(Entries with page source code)
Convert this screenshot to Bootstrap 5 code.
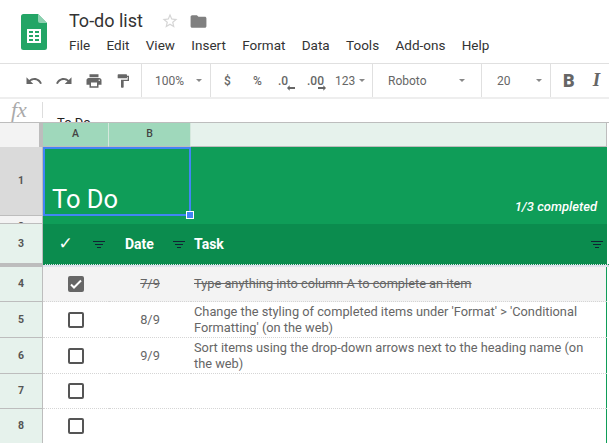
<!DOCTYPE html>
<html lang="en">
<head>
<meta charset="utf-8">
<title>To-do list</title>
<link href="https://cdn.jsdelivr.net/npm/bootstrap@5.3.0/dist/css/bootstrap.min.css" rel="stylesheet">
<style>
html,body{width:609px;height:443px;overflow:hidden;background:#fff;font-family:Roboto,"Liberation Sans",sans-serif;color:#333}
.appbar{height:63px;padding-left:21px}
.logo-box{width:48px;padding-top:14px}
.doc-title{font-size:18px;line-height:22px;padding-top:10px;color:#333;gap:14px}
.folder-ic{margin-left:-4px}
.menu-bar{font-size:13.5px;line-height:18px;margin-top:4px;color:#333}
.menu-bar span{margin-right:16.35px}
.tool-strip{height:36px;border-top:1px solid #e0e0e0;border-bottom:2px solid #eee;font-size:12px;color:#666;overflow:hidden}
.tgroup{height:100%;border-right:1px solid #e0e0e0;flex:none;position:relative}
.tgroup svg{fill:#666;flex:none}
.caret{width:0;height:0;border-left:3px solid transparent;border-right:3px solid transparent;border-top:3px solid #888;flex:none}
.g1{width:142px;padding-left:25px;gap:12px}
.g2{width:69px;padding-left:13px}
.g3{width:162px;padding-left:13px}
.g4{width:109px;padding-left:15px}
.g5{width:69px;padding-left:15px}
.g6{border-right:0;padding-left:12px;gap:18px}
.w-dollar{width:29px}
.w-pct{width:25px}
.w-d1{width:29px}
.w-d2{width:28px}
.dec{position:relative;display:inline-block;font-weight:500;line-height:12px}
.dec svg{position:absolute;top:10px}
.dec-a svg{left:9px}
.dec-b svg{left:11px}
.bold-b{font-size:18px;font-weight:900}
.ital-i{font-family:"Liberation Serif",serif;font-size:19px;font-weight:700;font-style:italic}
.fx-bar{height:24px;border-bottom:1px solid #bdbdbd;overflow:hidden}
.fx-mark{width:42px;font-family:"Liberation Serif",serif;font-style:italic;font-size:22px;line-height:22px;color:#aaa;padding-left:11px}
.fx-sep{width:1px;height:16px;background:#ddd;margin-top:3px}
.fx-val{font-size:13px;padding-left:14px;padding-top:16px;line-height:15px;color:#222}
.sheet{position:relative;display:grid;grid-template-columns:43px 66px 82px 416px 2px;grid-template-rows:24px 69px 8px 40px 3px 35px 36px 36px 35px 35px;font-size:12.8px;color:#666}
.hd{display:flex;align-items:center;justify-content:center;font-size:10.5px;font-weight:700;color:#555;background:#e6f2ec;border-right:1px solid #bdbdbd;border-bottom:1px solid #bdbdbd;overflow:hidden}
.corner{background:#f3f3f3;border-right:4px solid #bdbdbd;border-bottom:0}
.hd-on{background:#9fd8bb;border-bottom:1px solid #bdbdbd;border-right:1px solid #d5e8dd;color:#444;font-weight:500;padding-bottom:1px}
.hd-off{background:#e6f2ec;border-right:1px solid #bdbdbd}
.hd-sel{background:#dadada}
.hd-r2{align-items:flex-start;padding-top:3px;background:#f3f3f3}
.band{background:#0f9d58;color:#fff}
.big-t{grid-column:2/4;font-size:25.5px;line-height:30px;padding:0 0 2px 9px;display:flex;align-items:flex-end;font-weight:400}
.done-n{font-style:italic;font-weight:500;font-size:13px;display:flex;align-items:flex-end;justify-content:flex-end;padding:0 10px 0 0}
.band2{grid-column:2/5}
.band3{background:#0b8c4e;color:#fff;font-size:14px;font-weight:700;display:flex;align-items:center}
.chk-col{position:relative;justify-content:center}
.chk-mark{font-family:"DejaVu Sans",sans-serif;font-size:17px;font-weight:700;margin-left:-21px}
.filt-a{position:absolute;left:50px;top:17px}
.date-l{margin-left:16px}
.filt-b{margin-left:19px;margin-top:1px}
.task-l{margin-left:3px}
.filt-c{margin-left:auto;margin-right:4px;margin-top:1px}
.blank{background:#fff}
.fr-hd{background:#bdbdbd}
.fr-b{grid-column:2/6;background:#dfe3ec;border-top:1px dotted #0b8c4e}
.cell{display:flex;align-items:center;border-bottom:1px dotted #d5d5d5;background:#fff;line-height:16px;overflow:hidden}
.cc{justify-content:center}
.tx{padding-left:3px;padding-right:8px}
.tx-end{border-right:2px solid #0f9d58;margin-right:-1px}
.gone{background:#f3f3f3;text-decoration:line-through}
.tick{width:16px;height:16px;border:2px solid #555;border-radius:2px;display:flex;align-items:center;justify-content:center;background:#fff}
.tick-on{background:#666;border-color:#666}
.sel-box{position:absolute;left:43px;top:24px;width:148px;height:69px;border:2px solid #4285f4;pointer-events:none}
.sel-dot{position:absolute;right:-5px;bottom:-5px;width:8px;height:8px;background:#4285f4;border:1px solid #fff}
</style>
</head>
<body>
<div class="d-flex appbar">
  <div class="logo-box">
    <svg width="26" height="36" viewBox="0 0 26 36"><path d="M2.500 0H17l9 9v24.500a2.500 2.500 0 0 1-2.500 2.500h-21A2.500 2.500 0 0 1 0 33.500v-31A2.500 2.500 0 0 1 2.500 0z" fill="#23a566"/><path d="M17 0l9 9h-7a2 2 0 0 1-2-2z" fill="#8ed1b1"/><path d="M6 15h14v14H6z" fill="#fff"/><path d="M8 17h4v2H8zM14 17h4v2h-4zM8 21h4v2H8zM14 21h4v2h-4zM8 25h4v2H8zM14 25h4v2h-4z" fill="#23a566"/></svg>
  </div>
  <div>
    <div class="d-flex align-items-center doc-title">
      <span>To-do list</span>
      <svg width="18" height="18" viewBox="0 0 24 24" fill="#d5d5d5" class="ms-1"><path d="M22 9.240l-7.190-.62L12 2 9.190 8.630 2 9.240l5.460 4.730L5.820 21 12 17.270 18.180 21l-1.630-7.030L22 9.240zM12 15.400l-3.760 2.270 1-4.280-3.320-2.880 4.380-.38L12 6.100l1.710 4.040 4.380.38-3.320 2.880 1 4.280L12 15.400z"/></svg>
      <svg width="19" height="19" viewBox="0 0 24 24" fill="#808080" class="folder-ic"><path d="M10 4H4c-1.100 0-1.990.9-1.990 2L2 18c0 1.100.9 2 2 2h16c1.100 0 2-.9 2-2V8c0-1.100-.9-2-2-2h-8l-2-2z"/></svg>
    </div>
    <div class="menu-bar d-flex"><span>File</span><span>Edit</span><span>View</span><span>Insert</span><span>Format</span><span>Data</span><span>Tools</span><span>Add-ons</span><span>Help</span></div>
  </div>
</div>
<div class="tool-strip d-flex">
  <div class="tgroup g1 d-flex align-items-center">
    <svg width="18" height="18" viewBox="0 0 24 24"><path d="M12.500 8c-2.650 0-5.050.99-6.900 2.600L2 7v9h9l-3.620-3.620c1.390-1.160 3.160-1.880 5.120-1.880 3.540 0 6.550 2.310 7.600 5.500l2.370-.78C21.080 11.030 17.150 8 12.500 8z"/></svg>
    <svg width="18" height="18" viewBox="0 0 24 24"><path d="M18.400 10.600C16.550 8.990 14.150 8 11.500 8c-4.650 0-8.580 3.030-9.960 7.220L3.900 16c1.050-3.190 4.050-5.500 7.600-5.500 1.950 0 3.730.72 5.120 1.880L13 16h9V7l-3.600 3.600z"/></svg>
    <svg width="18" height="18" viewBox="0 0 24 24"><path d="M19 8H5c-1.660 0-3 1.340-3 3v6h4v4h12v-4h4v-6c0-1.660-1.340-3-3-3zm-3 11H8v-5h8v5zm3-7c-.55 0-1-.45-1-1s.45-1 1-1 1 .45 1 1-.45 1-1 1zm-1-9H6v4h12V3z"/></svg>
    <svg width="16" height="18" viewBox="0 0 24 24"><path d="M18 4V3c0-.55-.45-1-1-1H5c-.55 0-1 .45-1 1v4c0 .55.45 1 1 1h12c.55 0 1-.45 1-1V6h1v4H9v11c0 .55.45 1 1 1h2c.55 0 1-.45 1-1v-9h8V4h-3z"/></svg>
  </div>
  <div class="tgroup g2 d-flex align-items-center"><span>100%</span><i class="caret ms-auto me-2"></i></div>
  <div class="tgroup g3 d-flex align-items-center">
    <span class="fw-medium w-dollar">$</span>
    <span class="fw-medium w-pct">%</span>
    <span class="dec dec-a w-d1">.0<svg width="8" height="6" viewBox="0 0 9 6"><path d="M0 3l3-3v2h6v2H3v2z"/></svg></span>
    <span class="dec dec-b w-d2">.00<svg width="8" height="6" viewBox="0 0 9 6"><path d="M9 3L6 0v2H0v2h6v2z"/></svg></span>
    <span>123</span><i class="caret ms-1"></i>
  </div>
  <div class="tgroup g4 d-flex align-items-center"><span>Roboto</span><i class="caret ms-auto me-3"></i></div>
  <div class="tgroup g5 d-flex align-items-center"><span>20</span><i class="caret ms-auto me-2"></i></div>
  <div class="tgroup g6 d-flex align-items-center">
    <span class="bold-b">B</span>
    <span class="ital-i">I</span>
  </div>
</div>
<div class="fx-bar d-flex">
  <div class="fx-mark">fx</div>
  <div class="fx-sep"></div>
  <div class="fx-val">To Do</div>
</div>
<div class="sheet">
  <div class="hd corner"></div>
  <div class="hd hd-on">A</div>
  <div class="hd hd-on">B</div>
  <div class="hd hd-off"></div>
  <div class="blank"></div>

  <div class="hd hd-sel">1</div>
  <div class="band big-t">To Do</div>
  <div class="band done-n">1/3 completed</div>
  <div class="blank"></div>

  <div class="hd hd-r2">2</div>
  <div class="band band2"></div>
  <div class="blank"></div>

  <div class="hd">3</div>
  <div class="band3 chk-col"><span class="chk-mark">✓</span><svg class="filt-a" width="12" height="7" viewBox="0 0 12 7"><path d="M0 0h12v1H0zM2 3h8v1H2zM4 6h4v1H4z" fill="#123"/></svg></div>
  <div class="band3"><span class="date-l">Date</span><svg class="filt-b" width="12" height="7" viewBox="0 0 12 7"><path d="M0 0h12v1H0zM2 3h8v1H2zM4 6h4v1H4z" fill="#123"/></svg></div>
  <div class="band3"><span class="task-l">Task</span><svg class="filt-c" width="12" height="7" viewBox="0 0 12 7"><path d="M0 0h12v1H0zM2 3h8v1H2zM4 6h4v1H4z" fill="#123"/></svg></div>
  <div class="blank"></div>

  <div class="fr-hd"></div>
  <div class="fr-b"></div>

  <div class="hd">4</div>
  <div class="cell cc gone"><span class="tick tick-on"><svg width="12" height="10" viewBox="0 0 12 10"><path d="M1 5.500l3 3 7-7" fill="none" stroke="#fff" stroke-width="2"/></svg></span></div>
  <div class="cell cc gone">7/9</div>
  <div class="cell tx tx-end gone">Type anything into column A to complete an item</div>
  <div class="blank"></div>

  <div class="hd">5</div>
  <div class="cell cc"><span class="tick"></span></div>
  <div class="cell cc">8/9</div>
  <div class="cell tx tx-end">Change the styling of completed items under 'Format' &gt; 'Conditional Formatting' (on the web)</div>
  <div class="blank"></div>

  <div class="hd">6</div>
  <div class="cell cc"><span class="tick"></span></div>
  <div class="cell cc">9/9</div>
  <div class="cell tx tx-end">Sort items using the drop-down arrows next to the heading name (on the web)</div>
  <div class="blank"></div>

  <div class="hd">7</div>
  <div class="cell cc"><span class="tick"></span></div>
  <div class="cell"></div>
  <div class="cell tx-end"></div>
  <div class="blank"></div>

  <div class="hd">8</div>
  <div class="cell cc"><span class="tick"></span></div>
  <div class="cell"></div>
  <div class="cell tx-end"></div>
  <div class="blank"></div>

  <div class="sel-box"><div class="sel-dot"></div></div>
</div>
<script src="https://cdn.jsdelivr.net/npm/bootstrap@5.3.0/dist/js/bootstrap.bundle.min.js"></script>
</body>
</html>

--

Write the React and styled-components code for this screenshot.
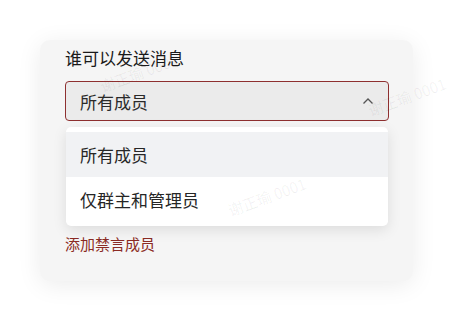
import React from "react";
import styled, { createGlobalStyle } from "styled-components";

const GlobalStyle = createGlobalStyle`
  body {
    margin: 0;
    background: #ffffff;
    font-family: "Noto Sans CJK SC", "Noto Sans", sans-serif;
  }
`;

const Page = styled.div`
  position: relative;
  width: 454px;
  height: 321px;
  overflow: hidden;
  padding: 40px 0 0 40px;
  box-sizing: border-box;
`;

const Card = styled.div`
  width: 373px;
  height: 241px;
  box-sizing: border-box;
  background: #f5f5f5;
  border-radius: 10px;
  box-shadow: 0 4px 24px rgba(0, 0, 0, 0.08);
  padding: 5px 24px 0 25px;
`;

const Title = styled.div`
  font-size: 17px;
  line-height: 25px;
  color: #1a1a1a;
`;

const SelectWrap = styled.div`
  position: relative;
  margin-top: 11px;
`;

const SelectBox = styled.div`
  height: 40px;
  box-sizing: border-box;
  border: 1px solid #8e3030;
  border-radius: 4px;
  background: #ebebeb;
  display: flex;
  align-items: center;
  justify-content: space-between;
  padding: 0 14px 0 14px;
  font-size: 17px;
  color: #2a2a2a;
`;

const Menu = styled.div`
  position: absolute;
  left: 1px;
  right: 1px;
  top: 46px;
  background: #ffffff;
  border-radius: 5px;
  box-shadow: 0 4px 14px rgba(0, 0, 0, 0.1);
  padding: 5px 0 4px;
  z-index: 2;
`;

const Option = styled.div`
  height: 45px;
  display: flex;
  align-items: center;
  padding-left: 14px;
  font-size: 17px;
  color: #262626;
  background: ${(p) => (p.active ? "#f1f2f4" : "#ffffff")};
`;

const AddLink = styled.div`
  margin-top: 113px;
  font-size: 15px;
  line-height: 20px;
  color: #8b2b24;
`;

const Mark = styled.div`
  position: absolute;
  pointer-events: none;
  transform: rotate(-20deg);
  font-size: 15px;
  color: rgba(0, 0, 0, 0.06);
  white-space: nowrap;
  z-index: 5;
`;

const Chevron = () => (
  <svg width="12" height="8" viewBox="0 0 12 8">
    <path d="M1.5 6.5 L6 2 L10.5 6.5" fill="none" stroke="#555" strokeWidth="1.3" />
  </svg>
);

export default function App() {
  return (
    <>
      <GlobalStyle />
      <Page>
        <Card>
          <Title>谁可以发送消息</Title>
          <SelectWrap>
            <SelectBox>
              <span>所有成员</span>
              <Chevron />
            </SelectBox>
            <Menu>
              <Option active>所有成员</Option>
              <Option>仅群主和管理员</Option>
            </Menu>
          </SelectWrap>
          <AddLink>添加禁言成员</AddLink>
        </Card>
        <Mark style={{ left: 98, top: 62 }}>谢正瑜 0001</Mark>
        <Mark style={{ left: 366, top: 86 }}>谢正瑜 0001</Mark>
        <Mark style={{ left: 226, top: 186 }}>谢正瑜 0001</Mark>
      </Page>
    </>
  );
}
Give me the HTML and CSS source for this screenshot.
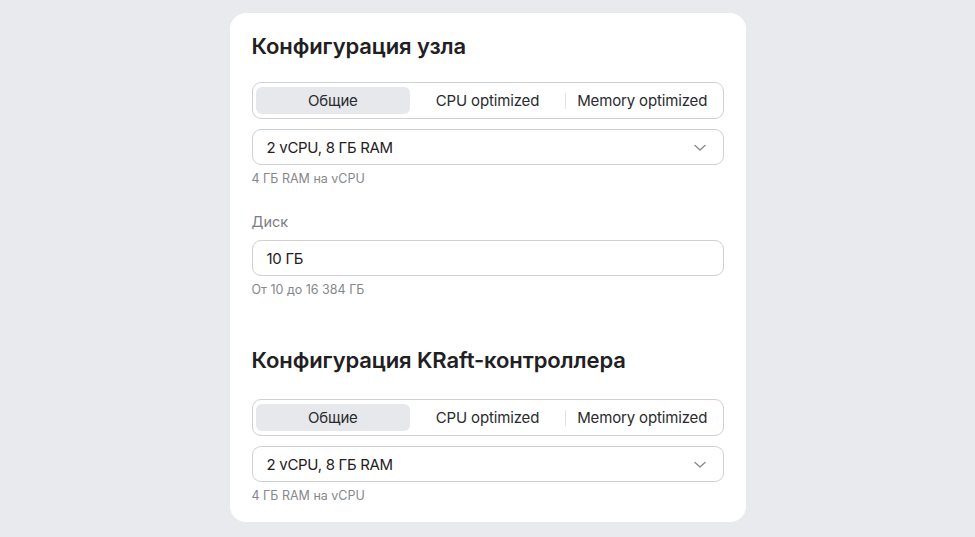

Given task >>
Show every line of the records above that contains the word "React".

Output of the task >>
Write the React and styled-components code for this screenshot.
import React from "react";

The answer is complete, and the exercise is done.